W3C home > Mailing lists > Public > w3c-dist-auth@w3.org > January to March 2002

Re: [dav-dev] Problem with OfficeXP and Accented characters

From: Stefan Eissing <stefan.eissing@greenbytes.de>
Date: Fri, 22 Feb 2002 10:12:29 +0100
Cc: dav-dev@lyra.org, w3c-dist-auth@w3.org, Julian Reschke <julian.reschke@gmx.de>
To: Erik Seaberg <erk@flyingcroc.com>
Message-Id: <4BE05E01-2774-11D6-BF5C-00039384827E@greenbytes.de>

Am Donnerstag den, 21. Februar 2002, um 22:50, schrieb Erik Seaberg:

> Julian Reschke <julian.reschke@gmx.de> writes:
> [...]
>> - Broken clients may use request/destination URIs which are not
>> encoded in UTF-8
>
> I thought (per RFCs 2396 and 2616) the "http" scheme just specifies a
> mapping for each part of the URL from US-ASCII to a sequence of
> octets, and the mapping from those octets back to characters (if any!)
> is at the whim of the server.  %-escaped UTF-8 is *recommended* for
> new schemes (and for HTML that embeds URLs containing invalid
> non-ASCII characters), but a server that uses Latin-15 should be able
> to send Latin-15 in PROPFIND responses without having a client
> complain about or mangle perfectly workable URLs just because it can't
> display them nicely.

What you say is correct from a pure protocol perspective.
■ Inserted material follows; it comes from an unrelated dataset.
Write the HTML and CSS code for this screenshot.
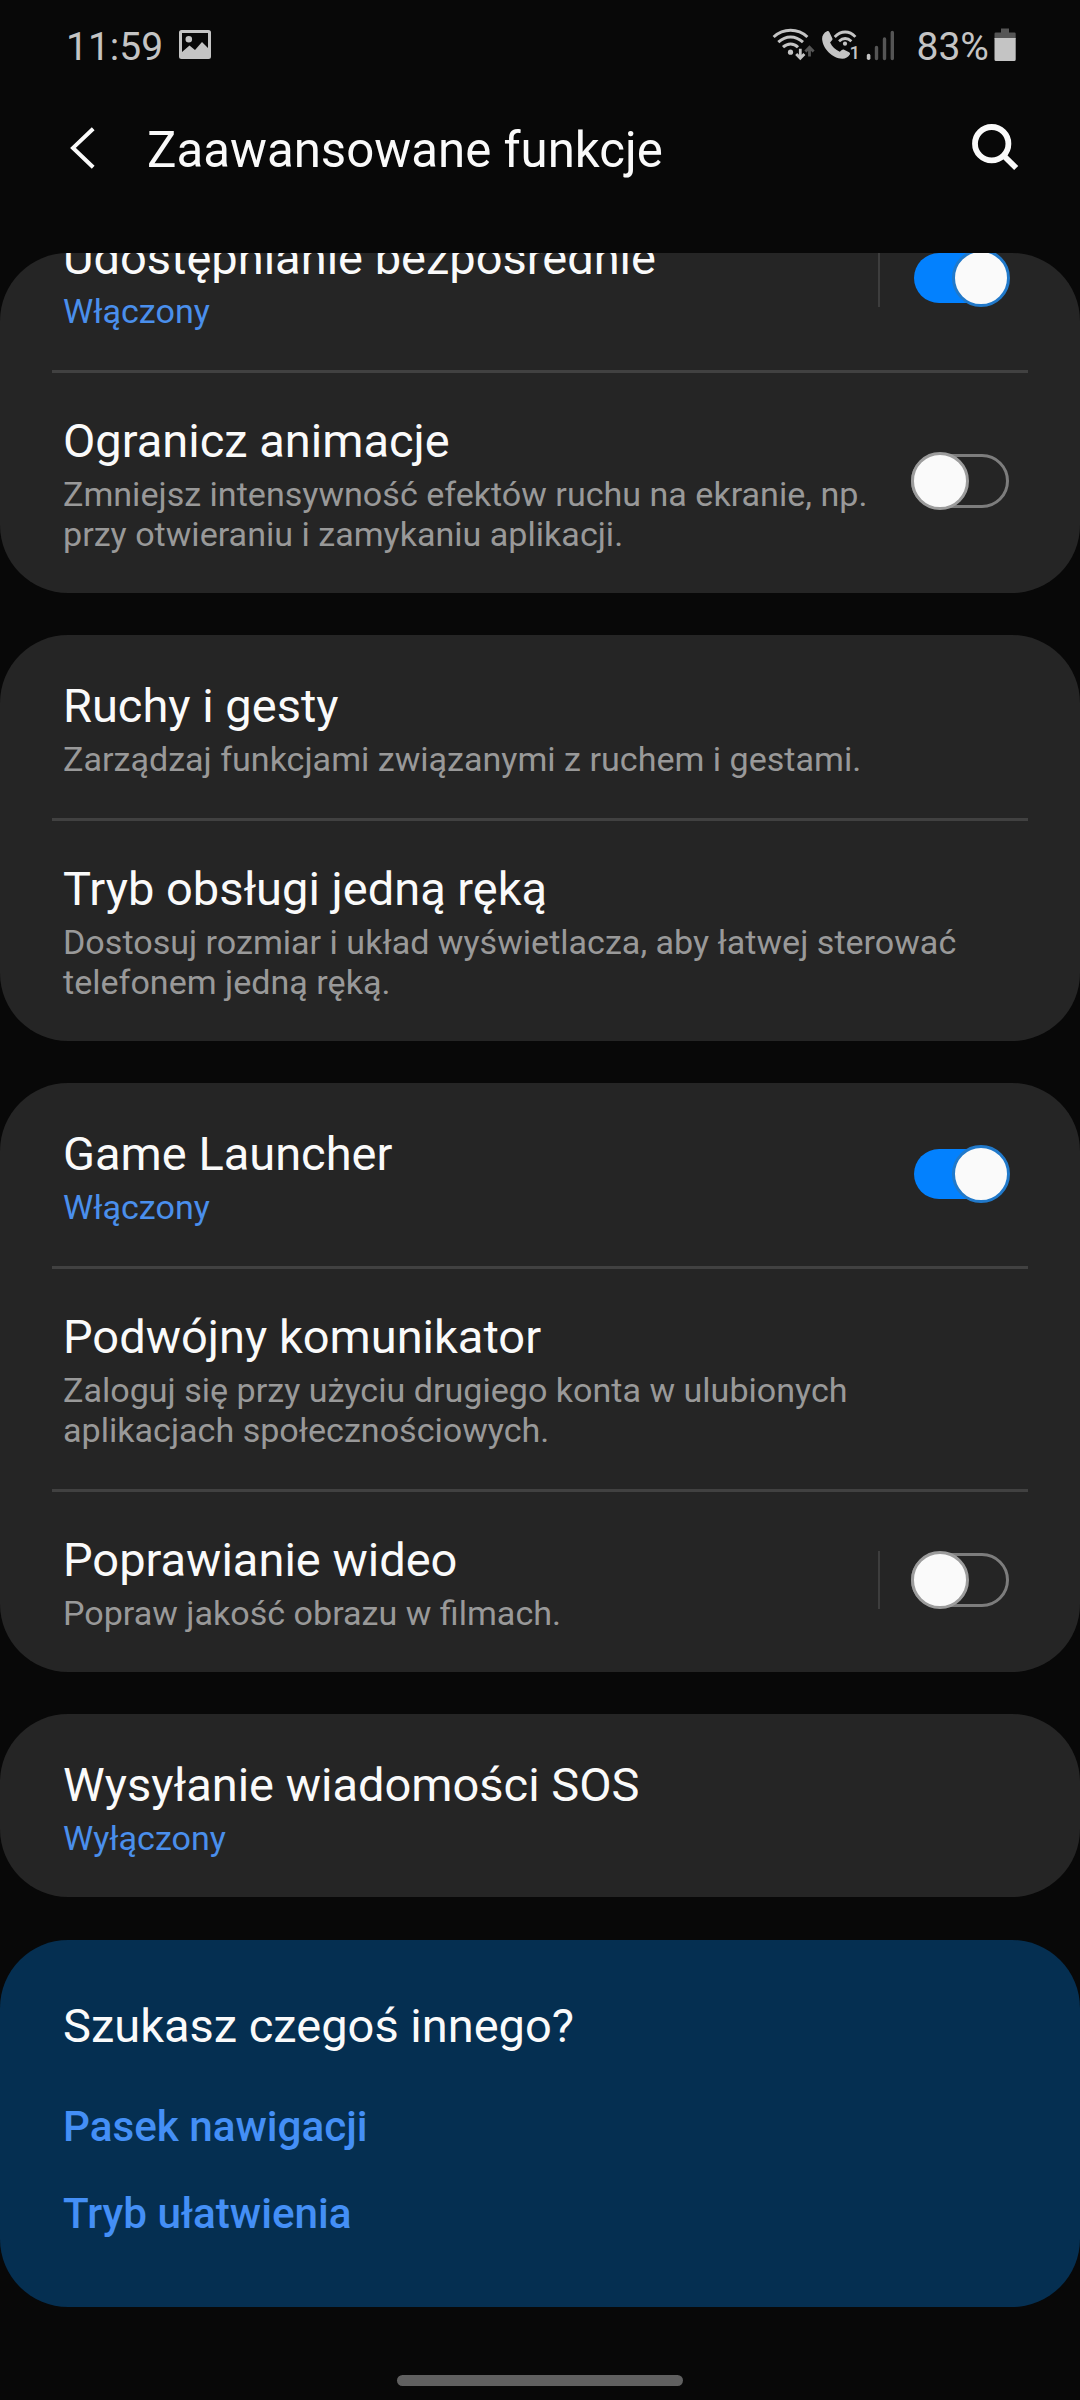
FILE: index.html
```html
<!DOCTYPE html>
<html lang="pl">
<head>
<meta charset="utf-8">
<title>Zaawansowane funkcje</title>
<link rel="stylesheet" href="styles.css">
</head>
<body>
<div class="screen">
  <div class="status">
    <span class="clock">11:59</span>
    <svg class="status-picture" width="34" height="32" viewBox="178 29 34 32">
      <path fill="#c4c4c4" fill-rule="evenodd" d="M181.500 30h27a2.500 2.500 0 0 1 2.500 2.500v24a2.500 2.500 0 0 1-2.500 2.500h-27a2.500 2.500 0 0 1-2.500-2.500v-24a2.500 2.500 0 0 1 2.500-2.500zM182 33v19l7.500-6.500 5.500 4.500 7-8 6 6V33zM188.800 36a3.300 3.300 0 1 1 0 6.600a3.300 3.300 0 0 1 0-6.600z"/>
    </svg>
    <svg class="status-signal" width="126" height="36" viewBox="772 27 126 36" fill="none" stroke="#c4c4c4">
      <path stroke-width="3" d="M773.600 37Q781 30.300 790.600 30.300T807.400 37"/>
      <path stroke-width="3" d="M778.300 42.200Q784 37 790.600 37T803 42.200"/>
      <path stroke-width="3" d="M783 47.200Q786.500 43.900 790.600 43.900T798 47.200"/>
      <circle cx="790.500" cy="52.200" r="2.600" fill="#c4c4c4" stroke="none"/>
      <path stroke-width="2.800" d="M800.300 48.800v9M796.200 54l4.100 4.300l4.100-4.300"/>
      <path stroke="#555" stroke-width="2.800" d="M809.500 56.500v-9M805.400 51.500l4.100-4.300l4.100 4.300"/>
      <path fill="#c4c4c4" stroke="none" d="M827 31.200c1-.5 1.900-.2 2.300.8l3 6.300c.4.900.2 1.700-.5 2.300l-1.700 1.900c2 4.200 5.300 7.300 9.700 9.300l2-1.800c.7-.6 1.500-.7 2.300-.3l5 2.500c.9.500 1.200 1.400.7 2.300-1.500 2.700-4.200 4.200-7.500 4.200-9.700-.3-19.500-9.700-20.200-19.700-.1-3.500 1.700-6.300 4.900-7.800z"/>
      <path stroke-width="2.800" d="M834.700 36.900Q839.500 32 845.200 32T855.400 36.900M839 41.200Q842 38.500 845.200 38.500T851.400 41.200"/>
      <circle cx="845" cy="43.700" r="2.100" fill="#c4c4c4" stroke="none"/>
      <text x="849.500" y="59" class="sim">1</text>
      <path stroke-width="3.600" stroke-linecap="round" d="M868.600 55.500v2.800"/>
      <path stroke="#555" stroke-width="3.400" stroke-linecap="round" d="M876.500 47.500v11M884.500 39v19.500M892.300 32.500v26"/>
    </svg>
    <span class="percent">83%</span>
    <svg class="status-battery" width="22" height="34" viewBox="993.500 28 22 34">
      <path fill="#555" d="M1000.500 28.500h8v4h5.500a1.200 1.200 0 0 1 1.200 1.200V39h-21.200v-5.300a1.200 1.200 0 0 1 1.200-1.200h5.300z"/>
      <path fill="#c4c4c4" d="M994 38h21.200v21.500a1.500 1.500 0 0 1-1.500 1.500h-18.200a1.500 1.500 0 0 1-1.500-1.500z"/>
    </svg>
  </div>

  <header class="appbar">
    <svg class="back" width="28" height="44" viewBox="69 125.500 28 44"><path fill="none" stroke="#fafafa" stroke-width="4" d="M93.200 128.200L73 147.400L93.200 166.800"/></svg>
    <h1 class="heading">Zaawansowane funkcje</h1>
    <svg class="search" width="48" height="48" viewBox="971 123 48 48" fill="none" stroke="#fafafa" stroke-width="5.800"><circle cx="991.700" cy="143.700" r="16.700"/><path d="M1004 156l12.200 12"/></svg>
  </header>

  <main class="list">
    <section class="card scrolled">
      <div class="item">
        <div class="label"><div class="title">Udostępnianie bezpośrednie</div><div class="sub accent">Włączony</div></div>
        <div class="control split"><span class="switch on"></span></div>
      </div>
      <div class="item">
        <div class="label"><div class="title">Ogranicz animacje</div><div class="sub">Zmniejsz intensywność efektów ruchu na ekranie, np.<br>przy otwieraniu i zamykaniu aplikacji.</div></div>
        <div class="control"><span class="switch"></span></div>
      </div>
    </section>

    <section class="card">
      <div class="item">
        <div class="label"><div class="title">Ruchy i gesty</div><div class="sub">Zarządzaj funkcjami związanymi z ruchem i gestami.</div></div>
      </div>
      <div class="item">
        <div class="label"><div class="title">Tryb obsługi jedną ręką</div><div class="sub">Dostosuj rozmiar i układ wyświetlacza, aby łatwej sterować<br>telefonem jedną ręką.</div></div>
      </div>
    </section>

    <section class="card">
      <div class="item">
        <div class="label"><div class="title">Game Launcher</div><div class="sub accent">Włączony</div></div>
        <div class="control"><span class="switch on"></span></div>
      </div>
      <div class="item">
        <div class="label"><div class="title">Podwójny komunikator</div><div class="sub">Zaloguj się przy użyciu drugiego konta w ulubionych<br>aplikacjach społecznościowych.</div></div>
      </div>
      <div class="item">
        <div class="label"><div class="title">Poprawianie wideo</div><div class="sub">Popraw jakość obrazu w filmach.</div></div>
        <div class="control split"><span class="switch"></span></div>
      </div>
    </section>

    <section class="card">
      <div class="item">
        <div class="label"><div class="title">Wysyłanie wiadomości SOS</div><div class="sub accent">Wyłączony</div></div>
      </div>
    </section>

    <section class="card related">
      <h2 class="title">Szukasz czegoś innego?</h2>
      <a class="link">Pasek nawigacji</a>
      <a class="link">Tryb ułatwienia</a>
    </section>
  </main>

  <div class="home"></div>
</div>
</body>
</html>
```
FILE: styles.css
```css
*, *::before { box-sizing: border-box; }

body {
  margin: 0;
  background: #080808;
  color: #fafafa;
  font-family: Roboto, "Noto Sans", sans-serif;
}

.screen {
  width: 1080px;
  height: 2400px;
  display: flex;
  flex-direction: column;
  overflow: hidden;
}

svg { display: block; flex: none; }

.status {
  height: 93px;
  padding-left: 66px;
  padding-right: 64px;
  display: flex;
  align-items: flex-start;
  color: #c4c4c4;
  font-size: 39px;
  line-height: 48px;
}

.clock, .percent { padding-top: 23px; white-space: nowrap; }
.clock { width: 112px; }
.status-picture { margin-top: 29px; }
.status-signal { margin: 27px 19px 0 auto; }
.percent { width: 77.500px; }
.status-battery { margin-top: 28px; }
.sim { font-size: 18.500px; font-weight: 500; fill: #c4c4c4; stroke: none; }

.appbar {
  height: 160px;
  padding: 0 61px 0 69px;
  display: flex;
  align-items: flex-start;
}

.back { margin-top: 32.500px; }

.heading {
  flex: 1;
  margin: 27px 0 0 50px;
  font-size: 49.200px;
  font-weight: 400;
  line-height: 60px;
}

.search { margin-top: 30px; }

.list {
  display: flex;
  flex-direction: column;
  gap: 42px;
}

.card {
  border-radius: 68px;
  background: #252525;
  overflow: hidden;
}

.scrolled {
  height: 340px;
  display: flex;
  flex-direction: column;
  justify-content: flex-end;
}

.item {
  flex: none;
  display: flex;
  justify-content: space-between;
  padding: 43px 71px 39px 63px;
}

.item + .item {
  background: linear-gradient(#414141, #414141) 52px 0 / 976px 3px no-repeat;
}

.label { flex: none; }

.title {
  margin: 0;
  font-size: 47px;
  font-weight: 400;
  line-height: 56px;
  white-space: nowrap;
}

.sub {
  margin-top: 5px;
  color: #999;
  font-size: 34.100px;
  line-height: 40px;
  white-space: nowrap;
}

.accent { color: #4a8fec; }

.control {
  display: flex;
  align-items: center;
  height: 58px;
  align-self: center;
  margin-top: -5px;
}

.split {
  border-left: 2px solid #3d3d3d;
  padding-left: 29px;
}

.switch {
  position: relative;
  width: 98px;
  height: 54px;
  margin-left: 2px;
  border: 3px solid #7d7d7d;
  border-radius: 27px;
}

.switch::before {
  content: "";
  position: absolute;
  left: -3px;
  top: -5px;
  width: 58px;
  height: 58px;
  border: 3px solid #9c9c9c;
  border-radius: 50%;
  background: #fafafa;
}

.switch.on {
  width: 95px;
  height: 50px;
  margin-left: 5px;
  border: 0;
  background: #0381fe;
}

.switch.on::before {
  left: 38px;
  top: -4px;
  border-color: #2179ca;
}

.related {
  height: 367px;
  margin-top: 1px;
  padding: 58px 63px 0;
  background: #052f51;
  display: flex;
  flex-direction: column;
}

.link {
  margin-top: 37px;
  color: #448ff6;
  font-size: 42.200px;
  font-weight: 500;
  line-height: 50px;
}

.link:first-of-type { margin-top: 48px; }

.home {
  width: 286px;
  height: 11px;
  margin: 68px auto 0;
  border-radius: 6px;
  background: #606060;
}
```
Nowhere
in RFC 2518 or 2616 is anything said about decoded URIs. And
RFC 2396 says that there is no such thing as a decoded URI.

All true. The problem appears when you put a user interface on top
of webdav. Be it a Windows WebFolder or an OS X mounted volume.
People just expect nowadays that they can use Umlauts and the Euro
sign in filenames. They even expect that they can do that in Windows
and Linux and MacOS and will all see the same file on a particular
server.

As I see it, this requires a standard character encoding for conversion
of user input to URIs on the client side, namely UTF-8.

For the broken clients, Julian is talking about, it would be good
if servers make the effort to detect non-UTF-8 encoding and
apply characters conversion (most likely from 8859-1).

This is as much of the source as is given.